#### YOUR OBJECTIVE:
Pictures stay out of this copy, which runs from the first line of the material through the line containing "import React from 'react';".

#### DATA SHOWN:
□ □ □ □ □

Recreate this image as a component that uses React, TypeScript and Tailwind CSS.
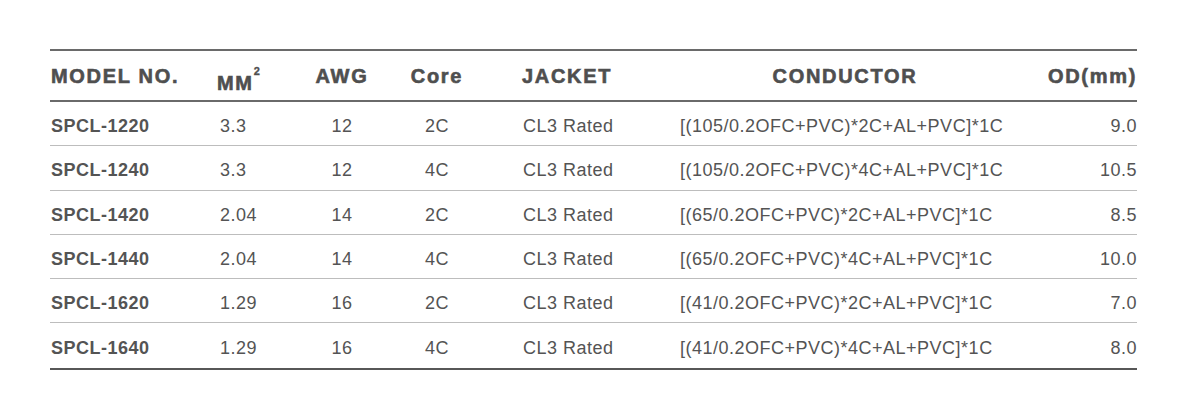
import React from 'react';

const rows = [
  { model: 'SPCL-1220', mm: '3.3', awg: '12', core: '2C', jacket: 'CL3 Rated', conductor: '[(105/0.2OFC+PVC)*2C+AL+PVC]*1C', od: '9.0' },
  { model: 'SPCL-1240', mm: '3.3', awg: '12', core: '4C', jacket: 'CL3 Rated', conductor: '[(105/0.2OFC+PVC)*4C+AL+PVC]*1C', od: '10.5' },
  { model: 'SPCL-1420', mm: '2.04', awg: '14', core: '2C', jacket: 'CL3 Rated', conductor: '[(65/0.2OFC+PVC)*2C+AL+PVC]*1C', od: '8.5' },
  { model: 'SPCL-1440', mm: '2.04', awg: '14', core: '4C', jacket: 'CL3 Rated', conductor: '[(65/0.2OFC+PVC)*4C+AL+PVC]*1C', od: '10.0' },
  { model: 'SPCL-1620', mm: '1.29', awg: '16', core: '2C', jacket: 'CL3 Rated', conductor: '[(41/0.2OFC+PVC)*2C+AL+PVC]*1C', od: '7.0' },
  { model: 'SPCL-1640', mm: '1.29', awg: '16', core: '4C', jacket: 'CL3 Rated', conductor: '[(41/0.2OFC+PVC)*4C+AL+PVC]*1C', od: '8.0' },
];

export default function App() {
  return (
    <div
      className="w-[1187px] h-[419px] bg-white pt-[49px] pl-[50px]"
      style={{ fontFamily: '"Liberation Sans", Arial, sans-serif' }}
    >
      <div className="w-[1087px] border-t-2 border-b-2 border-t-[#6a6a6a] border-b-[#575757] text-[#545454]">
        {/* Header */}
        <div className="flex h-[51px] items-center border-b-2 border-[#6a6a6a] text-[20px] font-bold tracking-[1.7px] text-[#4f4f4f] [-webkit-text-stroke:0.6px_#4f4f4f]">
          <div className="w-[165px] pl-[1px]">MODEL NO.</div>
          <div className="w-[80px] pl-[2px]">
            <span className="relative top-[7px]">
              MM<span className="relative -top-[15px] text-[11px] tracking-normal [-webkit-text-stroke:0.3px_#4f4f4f]">2</span>
            </span>
          </div>
          <div className="w-[94px] text-center">AWG</div>
          <div className="w-[96px] text-center">Core</div>
          <div className="w-[160px] pl-[37px]">JACKET</div>
          <div className="w-[400px] text-center">CONDUCTOR</div>
          <div className="w-[92px] text-right mr-[-2px]">OD(mm)</div>
        </div>

        {/* Rows */}
        {rows.map((r, i) => (
          <div
            key={r.model}
            className={
              'flex h-[44.3px] items-center pt-[6px] text-[18px] tracking-[0.5px] ' +
              (i < rows.length - 1 ? 'border-b border-[#bdbdbd]' : '')
            }
          >
            <div className="w-[165px] pl-[1px] font-bold">{r.model}</div>
            <div className="w-[80px] pl-[5px]">{r.mm}</div>
            <div className="w-[94px] text-center">{r.awg}</div>
            <div className="w-[96px] text-center">{r.core}</div>
            <div className="w-[160px] pl-[38px]">{r.jacket}</div>
            <div className="w-[400px] pl-[35px]">{r.conductor}</div>
            <div className="w-[92px] text-right mr-[-1px]">{r.od}</div>
          </div>
        ))}
      </div>
    </div>
  );
}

□ □ □ □ □

#### TASK RESULT:
Recreate this image as a component that uses React, TypeScript and Tailwind CSS.
import React from 'react';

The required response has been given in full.